Heifer International begins new program close to home
By Doug Rich
If, like me, you thought Heifer International was focused just on the hungry and poor in other countries, then, like me, you would be wrong.
When Perry Jones took over as the director of U.S. Country Programs two years ago, Heifer International had 108 projects in 34 states. Jones said Heifer International, originally known as Heifers for Relief when it was started in 1944, has always had projects in the U.S.
Seeds of Change
Heifer recently kicked off a new $13.5 million program called "Seeds of Change" that will directly benefit the hungry and poor in central Appalachia and Arkansas. Perry said the program is designed to create jobs, improve health, and steward the environment through the use of locally produced food.
"We want to use local food and sustainable agriculture as an economic engine in persistent poverty regions," Jones said. "We do this in persistent poverty areas with limited access to land."
The Seeds of Change program will target a five-county area in central Appalachia and a nine-county area in the Delta region of Arkansas. Jones said they have already started working in Hughes, Ark., population 1,400, to develop the Hughes Producers Cooperative.
"This area is as rough as any inner city neighborhood you have even been in," Jones said. "There is absolutely no opportunity in a place like Hughes. When Heifer sets up camp in a place like Hughes, you can feel the ground shake because we have a lot of people working right besides us."
Generally the first challenge is to get beginning farmers access to land. Jones said they look for someone who will loan or lease a small plot of land and then they develop a marketing plan.
"There is plenty of land in the form of abandoned lots, but getting it cleared off is the challenge," Jones said.
Heifer has 10 people in the program now, but their goal is to have 65 members by the year 2020.
"We have everything there to do this new farmer incubator program," Jones said. "We have interest, we have land availability, we have markets--now we just need to fill in the gaps."
A group from Hughes has been to the Heifer Ranch outside Perryville, Ark., for their first intensive sustainable agriculture-training course. The 1,200-acre Heifer Ranch was originally a collection point for livestock going overseas as part of Heifer programs. Today the ranch is a premier educational center that attracts over 17,000 visitors every year.
Chuck Crimmins, agricultural educator at the ranch, said there are two aspects to their work at the ranch. The first is global education. School and church groups come to the ranch to learn about issues surrounding hunger and poverty not only overseas but also here in the U.S. There are educational programs for students of all ages from kindergarten to college. Students over 12 years of age can take part in overnight visits to the ranch.
"We expose kids to how the rest of the world lives like," Crimmins said. "It is not just a field trip but students get classroom credit for what they are doing."
Students who participate in the Global Gateway program at the ranch experience living without everyday conveniences like water from a sink, ingredients from a refrigerator, or cooking on a stove. Like people in many poor regions around the world, they learn to start a fire and cook a meal with simple ingredients like rice, vegetables, and eggs.

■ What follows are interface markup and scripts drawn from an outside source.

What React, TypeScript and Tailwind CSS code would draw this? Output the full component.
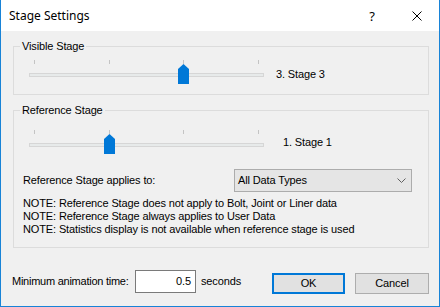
import React from "react";

function Slider({ thumbClass }: { thumbClass: string }) {
  return (
    <div className="relative w-[235px] h-[24px] shrink-0">
      <div className="flex justify-between px-[5px] h-[4px]">
        <div className="w-px h-[4px] bg-[#c4c4c4]" />
        <div className="w-px h-[4px] bg-[#c4c4c4]" />
        <div className="w-px h-[4px] bg-[#c4c4c4]" />
        <div className="w-px h-[4px] bg-[#c4c4c4]" />
      </div>
      <div className="mt-[9px] h-[4px] border border-[#d6d6d6] bg-[#e7eaea]" />
      <svg
        className={"absolute top-[4px] " + thumbClass}
        width="11"
        height="20"
        viewBox="0 0 11 20"
      >
        <polygon points="5.5,0 11,5 11,20 0,20 0,5" fill="#0078d7" />
      </svg>
    </div>
  );
}

export default function App() {
  return (
    <div className="w-[440px] h-[307px] border-x border-b border-[#1883d7] bg-[#f0f0f0] flex flex-col overflow-hidden font-['Liberation_Sans',Arial,sans-serif] text-[11px] leading-[13px] tracking-[-0.13px] text-black">
      {/* title bar */}
      <div className="h-[31px] bg-white flex items-center pl-[8px] shrink-0 tracking-normal">
        <span className="font-['Noto_Sans',sans-serif] text-[12px] leading-[16px] pt-[1px]">
          Stage Settings
        </span>
        <span className="ml-auto font-['Noto_Sans',sans-serif] text-[13px] leading-[16px] pt-[1px]">
          ?
        </span>
        <svg className="ml-[37px] mr-[17px]" width="10" height="10" viewBox="0 0 10 10">
          <path d="M0.5 0.5 L9.5 9.5 M9.5 0.5 L0.5 9.5" stroke="#000" strokeWidth="1" fill="none" />
        </svg>
      </div>

      {/* client */}
      <div className="flex-1 flex flex-col">
        {/* Visible Stage group */}
        <div className="mt-[15px] ml-[12px] mr-[10px] border border-[#dcdcdc] pb-[10px]">
          <div className="-mt-[7px] ml-[6px] h-[13px] flex">
            <span className="bg-[#f0f0f0] px-[2px]">Visible Stage</span>
          </div>
          <div className="mt-[7px] ml-[15px] flex items-start">
            <Slider thumbClass="left-[149px]" />
            <span className="ml-[12px] mt-[8px]">3. Stage 3</span>
          </div>
        </div>

        {/* Reference Stage group */}
        <div className="mt-[15px] ml-[12px] mr-[10px] border border-[#dcdcdc] pb-[11px]">
          <div className="-mt-[7px] ml-[6px] h-[13px] flex">
            <span className="bg-[#f0f0f0] px-[2px]">Reference Stage</span>
          </div>
          <div className="mt-[13px] ml-[15px] flex items-start">
            <Slider thumbClass="left-[75px]" />
            <span className="ml-[19px] mt-[6px]">1. Stage 1</span>
          </div>
          <div className="mt-[15px] ml-[9px] flex items-center">
            <span className="w-[211px] shrink-0">Reference Stage applies to:</span>
            <div className="w-[178px] h-[23px] border border-[#acacac] bg-[#e5e5e5] flex items-center pl-[3px]">
              <span>All Data Types</span>
              <svg className="ml-auto mr-[5px]" width="9" height="5" viewBox="0 0 9 5">
                <path d="M0.5 0.5 L4.5 4.5 L8.5 0.5" stroke="#606060" strokeWidth="1" fill="none" />
              </svg>
            </div>
          </div>
          <div className="mt-[5px] ml-[9px] flex flex-col">
            <span>NOTE: Reference Stage does not apply to Bolt, Joint or Liner data</span>
            <span>NOTE: Reference Stage always applies to User Data</span>
            <span>NOTE: Statistics display is not available when reference stage is used</span>
          </div>
        </div>

        {/* bottom row */}
        <div className="mt-[22px] ml-[11px] flex items-start">
          <span className="w-[123px] shrink-0 mt-[5px] tracking-[-0.25px]">Minimum animation time:</span>
          <div className="w-[61px] h-[23px] border border-[#7a7a7a] bg-white flex items-center justify-end pr-[4px]">
            <span>0.5</span>
          </div>
          <span className="ml-[5px] w-[71px] shrink-0 mt-[5px]">seconds</span>
          <div className="mt-[3px] w-[73px] h-[21px] border-2 border-[#0078d7] bg-[#e1e1e1] flex items-center justify-center">
            OK
          </div>
          <div className="mt-[3px] ml-[10px] w-[74px] h-[21px] border border-[#adadad] bg-[#e1e1e1] flex items-center justify-center">
            Cancel
          </div>
        </div>
      </div>
    </div>
  );
}
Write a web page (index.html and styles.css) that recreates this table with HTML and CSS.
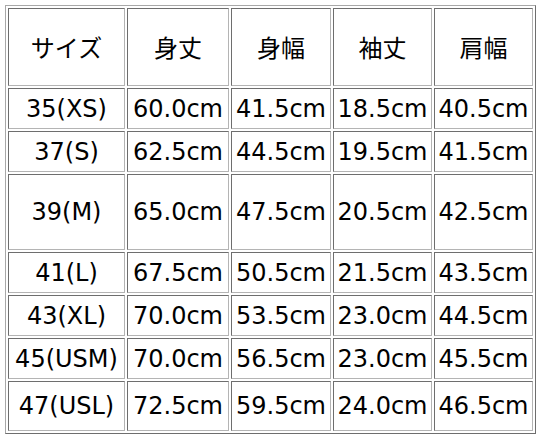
FILE: index.html
```html
<!DOCTYPE html>
<html lang="ja">
<head>
<meta charset="utf-8">
<link rel="stylesheet" href="styles.css">
</head>
<body>
<table class="size-table">
  <tr class="row-head">
    <td class="c1">サイズ</td>
    <td class="c2">身丈</td>
    <td class="c3">身幅</td>
    <td class="c4">袖丈</td>
    <td class="c5">肩幅</td>
  </tr>
  <tr class="row-std"><td>35(XS)</td><td>60.0cm</td><td>41.5cm</td><td>18.5cm</td><td>40.5cm</td></tr>
  <tr class="row-std"><td>37(S)</td><td>62.5cm</td><td>44.5cm</td><td>19.5cm</td><td>41.5cm</td></tr>
  <tr class="row-tall"><td>39(M)</td><td>65.0cm</td><td>47.5cm</td><td>20.5cm</td><td>42.5cm</td></tr>
  <tr class="row-std"><td>41(L)</td><td>67.5cm</td><td>50.5cm</td><td>21.5cm</td><td>43.5cm</td></tr>
  <tr class="row-std"><td>43(XL)</td><td>70.0cm</td><td>53.5cm</td><td>23.0cm</td><td>44.5cm</td></tr>
  <tr class="row-std"><td>45(USM)</td><td>70.0cm</td><td>56.5cm</td><td>23.0cm</td><td>45.5cm</td></tr>
  <tr class="row-last"><td>47(USL)</td><td>72.5cm</td><td>59.5cm</td><td>24.0cm</td><td>46.5cm</td></tr>
</table>
</body>
</html>
```
FILE: styles.css
```css
html, body {
  margin: 0;
  padding: 0;
  background: #ffffff;
}
body {
  padding: 5px;
}
.size-table {
  border-collapse: separate;
  border-spacing: 2px;
  border: 1px solid;
  border-color: #a8a8a8 #6e6e6e #6e6e6e #a8a8a8;
  table-layout: fixed;
  width: 531px;
  font-family: "DejaVu Sans", Verdana, "Noto Sans CJK JP", sans-serif;
  font-size: 24px;
  color: #000;
}
.size-table td {
  box-sizing: border-box;
  border: 1px solid;
  border-color: #6e6e6e #b4b4b4 #b4b4b4 #6e6e6e;
  padding: 0;
  text-align: center;
  vertical-align: middle;
  white-space: nowrap;
  line-height: 1;
}
.row-head td {
  font-family: "Noto Sans CJK JP", sans-serif;
  font-weight: 400;
}
.c1 { width: 117px; }
.c2 { width: 102px; }
.c3 { width: 100px; }
.c4 { width: 99px; }
.c5 { width: 99px; }
.row-head td { height: 78px; }
.row-std td { height: 41px; }
.row-tall td { height: 76px; }
.row-last td { height: 50px; }
```
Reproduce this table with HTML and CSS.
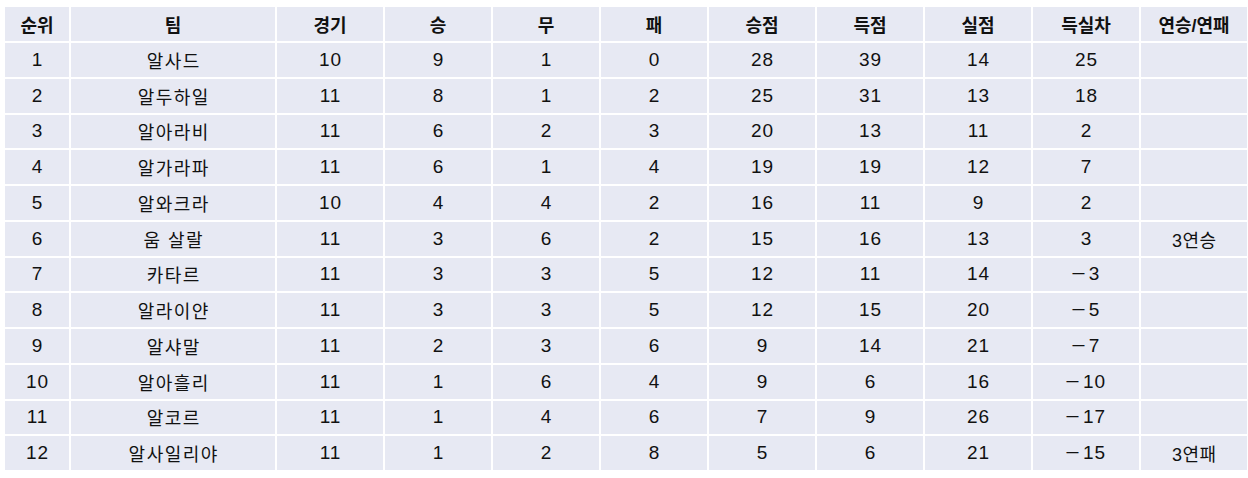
FILE: index.html
```html
<!DOCTYPE html>
<html lang="ko">
<head>
<meta charset="utf-8">
<title>순위표</title>
<link rel="stylesheet" href="styles.css">
</head>
<body>
<table class="standings">
  <colgroup>
    <col class="c-rank">
    <col class="c-team">
    <col class="c-num"><col class="c-num"><col class="c-num"><col class="c-num">
    <col class="c-num"><col class="c-num"><col class="c-num"><col class="c-num"><col class="c-num">
  </colgroup>
  <thead>
    <tr><th>순위</th><th>팀</th><th>경기</th><th>승</th><th>무</th><th>패</th><th>승점</th><th>득점</th><th>실점</th><th>득실차</th><th>연승/연패</th></tr>
  </thead>
  <tbody>
    <tr><td>1</td><td>알사드</td><td>10</td><td>9</td><td>1</td><td>0</td><td>28</td><td>39</td><td>14</td><td>25</td><td></td></tr>
    <tr><td>2</td><td>알두하일</td><td>11</td><td>8</td><td>1</td><td>2</td><td>25</td><td>31</td><td>13</td><td>18</td><td></td></tr>
    <tr><td>3</td><td>알아라비</td><td>11</td><td>6</td><td>2</td><td>3</td><td>20</td><td>13</td><td>11</td><td>2</td><td></td></tr>
    <tr><td>4</td><td>알가라파</td><td>11</td><td>6</td><td>1</td><td>4</td><td>19</td><td>19</td><td>12</td><td>7</td><td></td></tr>
    <tr><td>5</td><td>알와크라</td><td>10</td><td>4</td><td>4</td><td>2</td><td>16</td><td>11</td><td>9</td><td>2</td><td></td></tr>
    <tr><td>6</td><td>움 살랄</td><td>11</td><td>3</td><td>6</td><td>2</td><td>15</td><td>16</td><td>13</td><td>3</td><td>3연승</td></tr>
    <tr><td>7</td><td>카타르</td><td>11</td><td>3</td><td>3</td><td>5</td><td>12</td><td>11</td><td>14</td><td><span class="neg">−</span>3</td><td></td></tr>
    <tr><td>8</td><td>알라이얀</td><td>11</td><td>3</td><td>3</td><td>5</td><td>12</td><td>15</td><td>20</td><td><span class="neg">−</span>5</td><td></td></tr>
    <tr><td>9</td><td>알샤말</td><td>11</td><td>2</td><td>3</td><td>6</td><td>9</td><td>14</td><td>21</td><td><span class="neg">−</span>7</td><td></td></tr>
    <tr><td>10</td><td>알아흘리</td><td>11</td><td>1</td><td>6</td><td>4</td><td>9</td><td>6</td><td>16</td><td><span class="neg">−</span>10</td><td></td></tr>
    <tr><td>11</td><td>알코르</td><td>11</td><td>1</td><td>4</td><td>6</td><td>7</td><td>9</td><td>26</td><td><span class="neg">−</span>17</td><td></td></tr>
    <tr><td>12</td><td>알사일리야</td><td>11</td><td>1</td><td>2</td><td>8</td><td>5</td><td>6</td><td>21</td><td><span class="neg">−</span>15</td><td>3연패</td></tr>
  </tbody>
</table>
</body>
</html>
```

FILE: styles.css
```css
html, body {
  margin: 0;
  padding: 0;
  background: #ffffff;
}

body {
  padding: 5px 0 0 3px;
  font-family: "Liberation Sans", "Noto Sans CJK KR", sans-serif;
  color: #111111;
}

.standings {
  table-layout: fixed;
  width: 1246px;
  border-collapse: separate;
  border-spacing: 2px;
  font-size: 19px;
}

.c-rank { width: 64px; }
.c-team { width: 204px; }
.c-num { width: 106px; }

.standings th,
.standings td {
  background: #e7e9f3;
  padding: 0;
  text-align: center;
  vertical-align: middle;
  white-space: nowrap;
}

.standings th {
  height: 34px;
  font-size: 18px;
  font-weight: bold;
}

.standings td {
  height: 33.75px;
  font-weight: normal;
  letter-spacing: 1px;
  padding-left: 1px;
}

.standings td:nth-child(2) {
  font-size: 18px;
  letter-spacing: 1.5px;
  padding-left: 1.5px;
}

.standings td:last-child {
  font-size: 18px;
  letter-spacing: 0.5px;
  padding-left: 0.5px;
}

.neg {
  display: inline-block;
  transform: scaleX(1.3);
  margin-right: 4px;
}
```
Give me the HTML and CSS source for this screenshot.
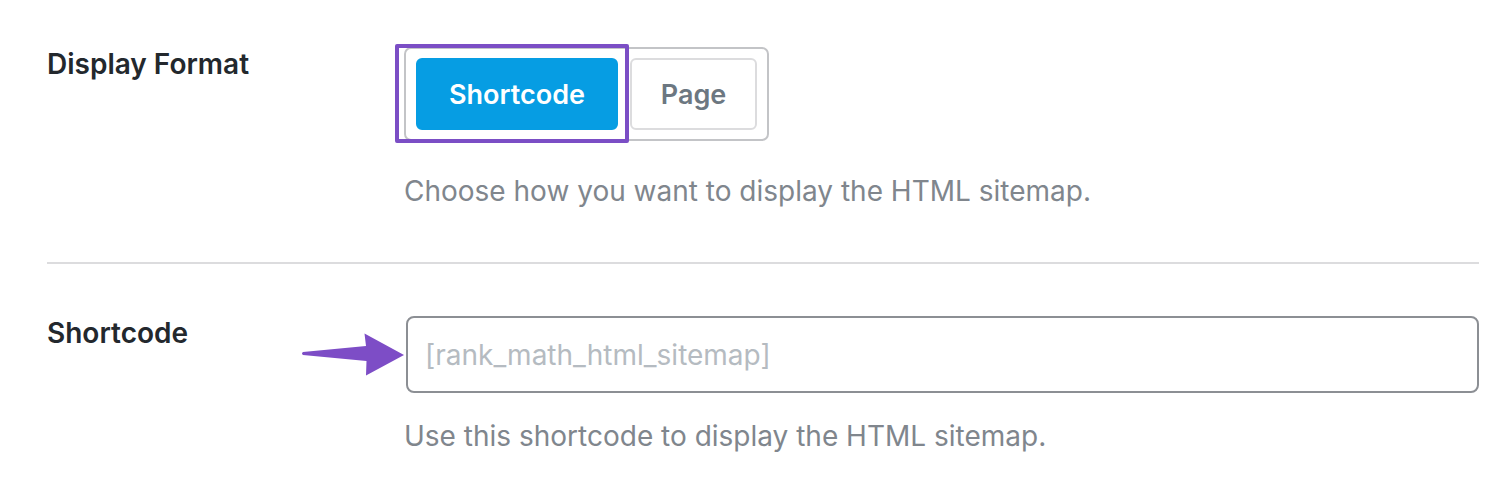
FILE: index.html
```html
<!DOCTYPE html>
<html>
<head>
<meta charset="utf-8">
<link rel="stylesheet" href="styles.css">
</head>
<body>
<div class="settings">
  <div class="row row-first">
    <div class="label">Display Format</div>
    <div class="field">
      <div class="toggle-group">
        <span class="highlight"></span>
        <button class="btn btn-active">Shortcode</button>
        <button class="btn">Page</button>
      </div>
      <p class="desc desc-first">Choose how you want to display the HTML sitemap.</p>
    </div>
  </div>
  <div class="row row-second">
    <div class="label">Shortcode</div>
    <div class="field">
      <div class="input-wrap">
        <svg class="arrow" width="104" height="48" viewBox="0 0 104 48">
          <path d="M1 20 L64 14 L62.5 1.5 L102 23 L64 43.5 L64.5 29 L1 23 Q-1 21.5 1 20 Z" fill="#7d4dc6"/>
        </svg>
        <input class="input" type="text" placeholder="[rank_math_html_sitemap]">
      </div>
      <p class="desc desc-second">Use this shortcode to display the HTML sitemap.</p>
    </div>
  </div>
</div>
</body>
</html>
```
FILE: styles.css
```css
html, body {
  margin: 0;
  padding: 0;
  background: #ffffff;
}
body {
  font-family: Inter, "Noto Sans", sans-serif;
  color: #23282d;
}
.settings {
  padding: 47px 31px 0 47px;
}
.row {
  display: grid;
  grid-template-columns: 357px 1fr;
  align-items: start;
}
.row-first {
  padding-bottom: 54px;
  border-bottom: 2px solid #dcdcde;
}
.row-second {
  padding-top: 52px;
}
.label {
  font-size: 28px;
  font-weight: 600;
  line-height: 34px;
  color: #23282d;
}
.field {
  min-width: 0;
}
.toggle-group {
  position: relative;
  display: inline-flex;
  gap: 12px;
  padding: 9px 10px 9px 10px;
  border: 2px solid #c3c4c7;
  border-radius: 7px;
}
.highlight {
  position: absolute;
  left: -11px;
  top: -5px;
  width: 226px;
  height: 91px;
  border: 4px solid #7b4ec5;
  border-radius: 2px;
  pointer-events: none;
}
.btn {
  font-family: Inter, "Noto Sans", sans-serif;
  font-size: 27px;
  font-weight: 600;
  height: 72px;
  border-radius: 6px;
  border: 2px solid #dcdcde;
  background: #ffffff;
  color: #6c7781;
  padding: 0;
  width: 127px;
}
.btn-active {
  width: 202px;
  background: #069de3;
  border-color: #069de3;
  color: #ffffff;
}
.desc {
  margin: 0;
  font-size: 28px;
  line-height: 34px;
  color: #80868d;
}
.desc-first {
  margin-top: 33px;
}
.desc-second {
  margin-top: 26px;
}
.input-wrap {
  position: relative;
  margin-left: 2px;
}
.arrow {
  position: absolute;
  left: -104px;
  top: 16px;
}
.input {
  display: block;
  box-sizing: border-box;
  width: 100%;
  height: 77px;
  border: 2px solid #8c8f94;
  border-radius: 8px;
  padding: 0 17px;
  font-family: Inter, "Noto Sans", sans-serif;
  font-size: 28px;
  color: #2c3338;
  outline: none;
}
.input::placeholder {
  color: #b5bbc1;
}
```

The second aspect is agricultural education, which has two main areas. Crimmins said the first is generic or basic agricultural education for school kids to teach them how food is grown. Children visiting the ranch might have the opportunity to pick produce from the garden and then eat that produce for lunch so they get a complete field-to-table experience. The second area is technical training similar to what they did for the Hughes group.
"In the past seven years we have done three to four of these technical training sessions every year," Crimmins said. "These were for Heifer project farmers, Extension agents, and others, all based around small scale and organic production."
When the group from Hughes came to the ranch they started them out with a course on marketing but discovered they probably needed more information about actual production. In the five-county area in Central Appalachia where they are working with another Seeds of Change groups there are at least 200 small-scale sustainable producers. Jones said they need a different kind of help such as access to capital and improved practices. Out of the nine-county Delta region that surrounds Hughes, Ark., there are only two intensive small-scale producers.
The ranch is also home to 14 of the 29 animals species that Heifer uses around the world. Heifer started out by shipping dairy heifers to poverty-stricken areas around the world but they have expanded that list to include llamas, alpacas, goats, chickens and honeybees. When Dan West founded Heifer his concept was to give them a cow, not a cup. That philosophy can still be seen in Heifer project today.
"We want to make strategic investments in agriculture and not prop it up on grants," Jones said. "We expect our projects to grow legs and walk on their own two feet."
Heifer projects, whether here in the U.S. or overseas, share four core program strategies. They are community organizing and coalition building; training and support in sustainable agriculture and social entrepreneurship; facilitating access to capital; and facilitating access to diverse markets.
Since 1944 Heifer International's common-sense approach to helping resource-poor communities has touched 13.6 million families in more than 125 countries. Now, like me, you know that number includes people right here in the U.S.